Of course, it’s not (and never is) a universal panacea though.

“If you think about virtual assistants, many companies have built the very specific neural network capabilities we have today and those are finely tuned for their use cases. It’s an extension, not a replacement technology,” Lorentzen cautions. However, it will lead to more sophisticated “extended enterprise conversations”.

Giving new voice

Nuance’s roots are in voice commands, dictation and speech recognition: it owns the Dragon speech recognition suite and provided the original back-end NLP algorithm for Apple’s Siri. And voice has of course been closely watched (or listened to) with the rise of consumer voice assistants but Lorentzen says voice still has obvious limitations such as being understood noisy environments or with complex instructions: decoding a long alphanumeric string on a shipping order, for example. Lorentzen doesn’t expect consumer voice assistants to change that soon.

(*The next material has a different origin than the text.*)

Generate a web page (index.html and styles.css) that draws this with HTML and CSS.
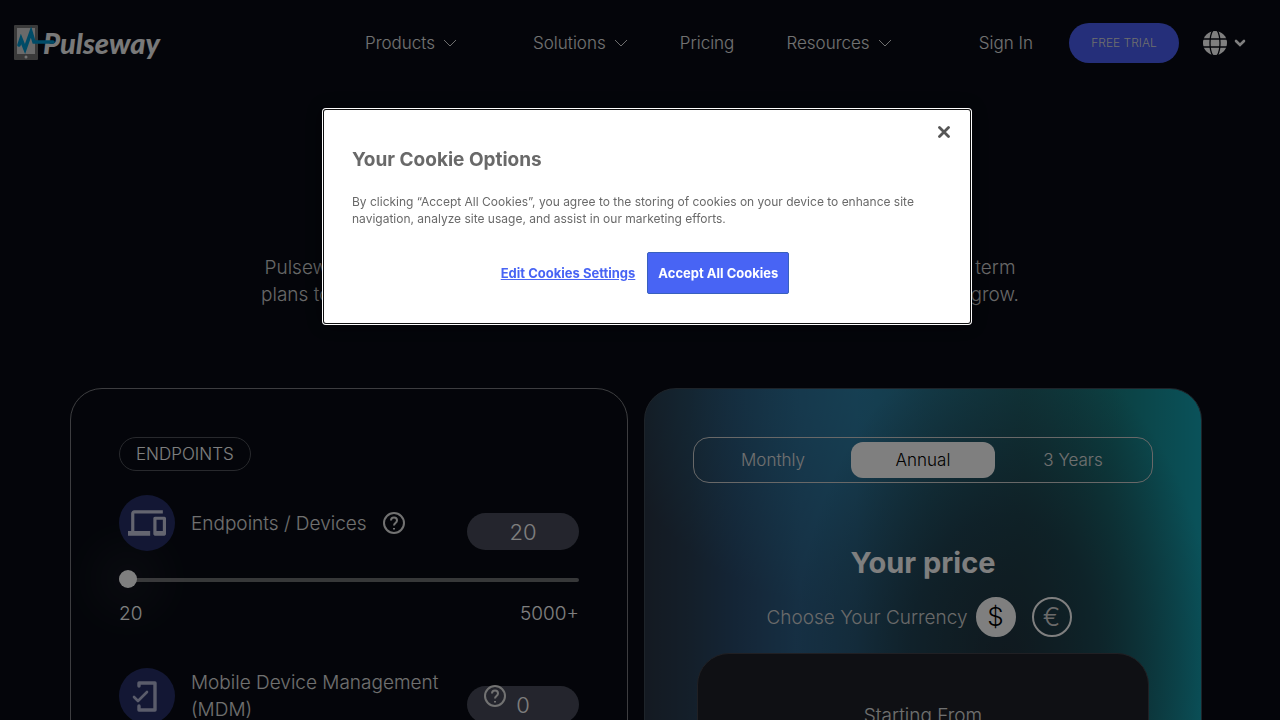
FILE: index.html
```
<!DOCTYPE html>
<html lang="en">
<head>
    <meta charset="UTF-8">
    <meta name="viewport" content="width=device-width, initial-scale=1.0">
    <title>Pulseway Pricing</title>
    <link rel="stylesheet" href="styles.css">
</head>
<body>
    <div class="page">
        <header class="header">
            <a href="#" class="logo" aria-label="Pulseway">
                <svg width="150" height="38" viewBox="0 0 150 38">
                    <rect x="0" y="1" width="24" height="35" rx="1" fill="#757575"/>
                    <rect x="3" y="4" width="18" height="26" fill="#d4d4d4"/>
                    <circle cx="12" cy="33" r="1.5" fill="#e8e8e8"/>
                    <text x="29" y="30" class="logo-text">Pulseway</text>
                    <path d="M5 21 L7 15 L11 25 L17 8 L20 18 H39" fill="none" stroke="#0097cf" stroke-width="3.600" stroke-linecap="round"/>
                </svg>
            </a>

            <nav class="nav">
                <button class="nav-item nav-products">Products
                    <svg width="14" height="8" viewBox="0 0 14 8"><path d="M1 1l6 6 6-6"/></svg>
                </button>
                <button class="nav-item">Solutions
                    <svg width="14" height="8" viewBox="0 0 14 8"><path d="M1 1l6 6 6-6"/></svg>
                </button>
                <a href="#" class="nav-item">Pricing</a>
                <button class="nav-item">Resources
                    <svg width="14" height="8" viewBox="0 0 14 8"><path d="M1 1l6 6 6-6"/></svg>
                </button>
            </nav>

            <div class="header-actions">
                <a href="#" class="nav-item">Sign In</a>
                <a href="#" class="trial-button">FREE TRIAL</a>
                <button class="language" aria-label="Language">
                    <svg width="24" height="24" viewBox="0 0 24 24">
                        <circle cx="12" cy="12" r="12" fill="#fff"/>
                        <g fill="none" stroke="#080b14" stroke-width="1.3">
                            <path d="M0 8h24M0 16h24"/>
                            <path d="M10 -1C6 5 6 19 10 25M14 -1c4 6 4 20 0 26"/>
                        </g>
                    </svg>
                    <svg width="12" height="8" viewBox="0 0 12 8"><path d="M2 2l4 4 4-4" fill="none" stroke="#fff" stroke-width="2.6" stroke-linecap="round"/></svg>
                </button>
            </div>
        </header>

        <main>
            <section class="hero">
                <p>Pulseway offers flexible pricing made for your whole team, with annual and long term<br>
                plans to match your budget and everything you need to help your own business grow.</p>
            </section>

            <section class="pricing">
                <div class="card">
                    <span class="badge">ENDPOINTS</span>

                    <div class="product">
                        <div class="product-row">
                            <div class="product-info">
                                <span class="product-icon">
                                    <svg width="38" height="38" viewBox="0 0 24 24" fill="#c9cbe0"><path d="M4 6h18V4H4c-1.100 0-2 .9-2 2v11H0v3h14v-3H4V6zm19 2h-6c-.55 0-1 .45-1 1v10c0 .55.45 1 1 1h6c.55 0 1-.45 1-1V9c0-.55-.45-1-1-1zm-1 9h-4v-7h4v7z"/></svg>
                                </span>
                                <label for="endpoints">Endpoints / Devices</label>
                                <button class="help" aria-label="About endpoints">
                                    <svg width="22" height="22" viewBox="0 0 22 22"><circle cx="11" cy="11" r="10"/><path d="M8 8.500c0-4 6-4 6 0 0 2.500-3 2.500-3 5M11 16v1.500"/></svg>
                                </button>
                            </div>
                            <input class="amount" type="text" id="endpoints" value="20">
                        </div>
                        <input class="slider" type="range" min="20" max="5000" value="20" aria-label="Number of endpoints">
                        <div class="range-labels"><span>20</span><span>5000+</span></div>
                    </div>

                    <div class="product">
                        <div class="product-row">
                            <div class="product-info">
                                <span class="product-icon">
                                    <svg width="32" height="32" viewBox="0 0 32 32" fill="none" stroke="#b4b8d6" stroke-width="3" stroke-linecap="round" stroke-linejoin="round"><path d="M8 6V3h16v27H8v-4" stroke-width="3.400"/><path d="M3 17l4 4 9-9" stroke-width="2.600"/></svg>
                                </span>
                                <label for="mdm">Mobile Device Management (MDM)</label>
                                <button class="help" aria-label="About mobile device management">
                                    <svg width="22" height="22" viewBox="0 0 22 22"><circle cx="11" cy="11" r="10"/><path d="M8 8.500c0-4 6-4 6 0 0 2.500-3 2.500-3 5M11 16v1.500"/></svg>
                                </button>
                            </div>
                            <input class="amount" type="text" id="mdm" value="0">
                        </div>
                    </div>
                </div>

                <div class="card price-card">
                    <div class="periods">
                        <button class="period">Monthly</button>
                        <button class="period active">Annual</button>
                        <button class="period">3 Years</button>
                    </div>
                    <h2>Your price</h2>
                    <div class="currency">
                        <span>Choose Your Currency</span>
                        <button class="currency-button active">$</button>
                        <button class="currency-button">€</button>
                    </div>
                    <div class="price-panel">Starting From</div>
                </div>
            </section>
        </main>
    </div>

    <!-- Cookie consent -->
    <div class="overlay">
        <div class="cookie-modal" role="dialog" aria-modal="true" aria-labelledby="cookieTitle">
            <button class="close-button" aria-label="Close">
                <svg width="12" height="12" viewBox="0 0 12 12"><path d="M1.500 1.500l9 9M10.500 1.500l-9 9" stroke="#565656" stroke-width="2.800" stroke-linecap="round"/></svg>
            </button>
            <h2 id="cookieTitle">Your Cookie Options</h2>
            <p>By clicking “Accept All Cookies”, you agree to the storing of cookies on your device to enhance site navigation, analyze site usage, and assist in our marketing efforts.</p>
            <div class="cookie-actions">
                <button class="settings-button">Edit Cookies Settings</button>
                <button class="accept-button">Accept All Cookies</button>
            </div>
        </div>
    </div>
</body>
</html>
```
FILE: styles.css
```
* {
    box-sizing: border-box;
}

body {
    margin: 0;
    font-family: Inter, "Open Sans", sans-serif;
    background-color: #080b14;
    color: #fff;
}

button,
input {
    font-family: inherit;
    color: inherit;
}

button {
    padding: 0;
    background: none;
    border: none;
    cursor: pointer;
}

a {
    color: inherit;
    text-decoration: none;
}

.page {
    height: 100vh;
    overflow: hidden;
}

/* Header */
.header {
    display: flex;
    align-items: center;
    height: 86px;
    padding: 0 34px 0 14px;
}

.logo {
    display: flex;
}

.logo-text {
    font-family: Lato, sans-serif;
    font-size: 29px;
    font-weight: 900;
    font-style: italic;
    fill: #f2f2f2;
}

.nav {
    display: flex;
    gap: 52px;
    margin-left: 201px;
}

.nav-item {
    display: flex;
    align-items: center;
    gap: 8px;
    font-size: 17px;
    font-weight: 300;
    line-height: 24px;
    color: #e4e4e4;
}

.nav-products {
    margin-right: 24px;
}

.nav-item svg {
    fill: none;
    stroke: #dcdcdc;
}

.header-actions {
    display: flex;
    align-items: center;
    margin-left: auto;
}

.trial-button {
    width: 110px;
    margin: 0 24px 0 36px;
    border-radius: 20px;
    background-color: #4a5ef4;
    color: #dcdcdc;
    font-size: 12px;
    font-weight: 300;
    line-height: 40px;
    text-align: center;
}

.language {
    display: flex;
    align-items: center;
    gap: 7px;
}

/* Hero */
.hero {
    padding: 168px 20px 80px;
    text-align: center;
}

.hero p {
    margin: 0;
    font-size: 19px;
    font-weight: 300;
    line-height: 27px;
    color: #d0d0d0;
}

/* Pricing */
.pricing {
    display: grid;
    grid-template-columns: 1fr 1fr;
    gap: 16px;
    max-width: 1140px;
    margin: 0 auto;
    padding-right: 8px;
}

.card {
    padding: 48px;
    border: 1px solid #7a7b80;
    border-radius: 32px;
}

.badge {
    display: inline-block;
    padding: 0 16px;
    border: 1px solid #50525a;
    border-radius: 17px;
    font-size: 17px;
    font-weight: 300;
    line-height: 32px;
}

.product {
    margin-top: 24px;
}

.product + .product {
    margin-top: 42px;
}

/* The info block and the amount share the middle column */
.product-row {
    display: grid;
    grid-template-columns: 1fr 39px 73px;
}

.product-info {
    grid-area: 1 / 1 / 2 / 3;
    z-index: 1;
    display: flex;
    align-items: center;
    gap: 16px;
    height: 56px;
    font-size: 19px;
    font-weight: 300;
    line-height: 27px;
    color: #e0e0e0;
}

.product-icon {
    display: flex;
    flex: none;
    align-items: center;
    justify-content: center;
    width: 56px;
    height: 56px;
    border-radius: 50%;
    background-color: #262f68;
}

.help {
    display: flex;
}

.help svg {
    fill: none;
    stroke: #e4e4e4;
    stroke-width: 2;
}

.amount {
    grid-area: 1 / 2 / 2 / 4;
    width: 100%;
    height: 37px;
    margin-top: 18px;
    padding: 0;
    border: none;
    border-radius: 19px;
    background-color: #484b5a;
    font-size: 22px;
    font-weight: 300;
    text-align: center;
}

.slider {
    appearance: none;
    display: block;
    width: 100%;
    height: 20px;
    margin: 19px 0 12px;
    background: none;
}

.slider::-webkit-slider-runnable-track {
    height: 4px;
    border-radius: 2px;
    background-color: #6f7073;
}

.slider::-webkit-slider-thumb {
    appearance: none;
    width: 18px;
    height: 18px;
    margin-top: -8px;
    border-radius: 50%;
    background-color: #fff;
    box-shadow: 0 0 50px 25px rgba(255,255,255,0.06);
}

.range-labels {
    display: flex;
    justify-content: space-between;
    font-size: 19px;
    font-weight: 300;
    line-height: 24px;
}

.price-card {
    border-color: #3c4854;
    text-align: center;
    background:
        radial-gradient(ellipse 210px 320px at 360px 270px, rgba(32,48,60,0.95), rgba(30,46,62,0.65) 45%, transparent),
        radial-gradient(ellipse 260px 220px at 220px 0, rgba(44,144,184,0.5), transparent),
        linear-gradient(90deg, #283444 0, #283e54 8%, #294a6c 16%, #2c6088 28%, #2c6c92 38%, #246878 52%, #1e6464 68%, #188084 84%, #14a4b4 100%);
}

.periods {
    display: flex;
    gap: 6px;
    padding: 4px 7px;
    border: 1px solid #d0d0d0;
    border-radius: 16px;
}

.period {
    flex: 1;
    border-radius: 12px;
    color: #e0e0e0;
    font-size: 17px;
    font-weight: 300;
    line-height: 36px;
}

.period.active {
    background-color: #fff;
    color: #000;
}

.price-card h2 {
    margin: 62px 0 16px;
    font-size: 29px;
    line-height: 36px;
}

.currency {
    display: flex;
    align-items: center;
    justify-content: center;
    color: #d4d4d4;
    font-size: 19px;
    font-weight: 300;
}

.currency-button {
    width: 40px;
    height: 40px;
    margin: 0 8px;
    border: 2px solid #fff;
    border-radius: 50%;
    font-size: 26px;
    font-weight: 300;
    line-height: 36px;
}

.currency-button.active {
    background-color: #fff;
    color: #000;
}

.price-panel {
    margin: 16px 4px 0;
    padding: 48px;
    border: 1px solid #404048;
    border-radius: 32px;
    background-color: #1e2028;
    color: #e0e0e0;
    font-size: 19px;
    font-weight: 300;
    line-height: 27px;
}

/* Cookie consent */
.overlay {
    position: fixed;
    inset: 0;
    z-index: 10;
    display: flex;
    align-items: flex-start;
    justify-content: center;
    padding: 110px 0 0 14px;
    background-color: rgba(0,0,0,0.5);
}

.cookie-modal {
    display: flex;
    flex-direction: column;
    width: 646px;
    padding: 16px 20px 29px 28px;
    border-radius: 2px;
    background-color: #fff;
    color: #696969;
    box-shadow: 0 0 0 1px #101010, 0 0 0 2px #fff, 0 0 18px rgba(0,0,0,0.6);
}

.close-button {
    display: flex;
    align-self: flex-end;
    margin-bottom: 8px;
}

.cookie-modal h2 {
    margin: 0 0 20px;
    font-size: 19px;
    line-height: 27px;
}

.cookie-modal p {
    margin: 0 30px 0 0;
    font-size: 12px;
    line-height: 17px;
}

.cookie-actions {
    display: flex;
    justify-content: center;
    gap: 12px;
    margin: 25px 12px 0 0;
}

.settings-button,
.accept-button {
    font-size: 13px;
    font-weight: 700;
}

.settings-button {
    color: #4864f4;
    text-decoration: underline;
}

.accept-button {
    height: 42px;
    padding: 0 10px;
    border: 1px solid #3860be;
    border-radius: 2px;
    background-color: #4864f4;
    color: #fff;
}
```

“[Consumer] voice assistants are simple assistants that do FAQs; anyone can put it in the system and create a bot out of it… that’s table stakes, a commodity. What’s going to differentiate is creating highly conversational experiences and being able to transact. That’s what’s going to set Nuance apart. Experience will differentiate it. Voice has become an escalation channel. When you decide to interface with a brand, it’s usually a digital channel and voice comes in when you need to talk to someone. Voice has got to be a lot better than five to 20 years ago and has to be a highly conversional experience.”

Could advances in voice lead to some level of disintermediation where consumers interact with brands directly over smart speakers and similar?

“I don’t believe so quite honestly,” Lorentzen says. “To make voice systems meaningful [at an enterprise level], you need access to CRM systems, billing systems, be able to do a lot of integrations. Will Alexa or Google Assistant do that? No, I don’t think so.”

But what about Amazon? By tying leadership in online retail to leaderships in voice assistants, doesn’t it have the chance to make buying by voice a commonplace activity as it (sort of) is with its groceries ordering?

“Could be, but there’s an element of trust there too,” Lorentzen counters.

Comply or die

And what of compliance: is Nuance concerned over data sovereignty and the sand-shifting world of regulations and data privacy/protection?

“They’re there to protect consumers and we spend lots of time and energy trying to protect those areas,” he says. “We believe we’re stewards of customer data. It’s a very, very important area. You have to think twice, let’s put it that way [and] you can’t leave that stuff out for interpretation.”

As for the Microsoft relationship, Lorentzen says learning “how to deploy at the Microsoft scale has been eye opening” after a long history as a leader of an (albeit sizeable) niche.

And with ChatGPT on board and other aforementioned winds blowing in its favour, Microsoft and Nuance have a chance to take the conversation about customer interactions even further and deeper.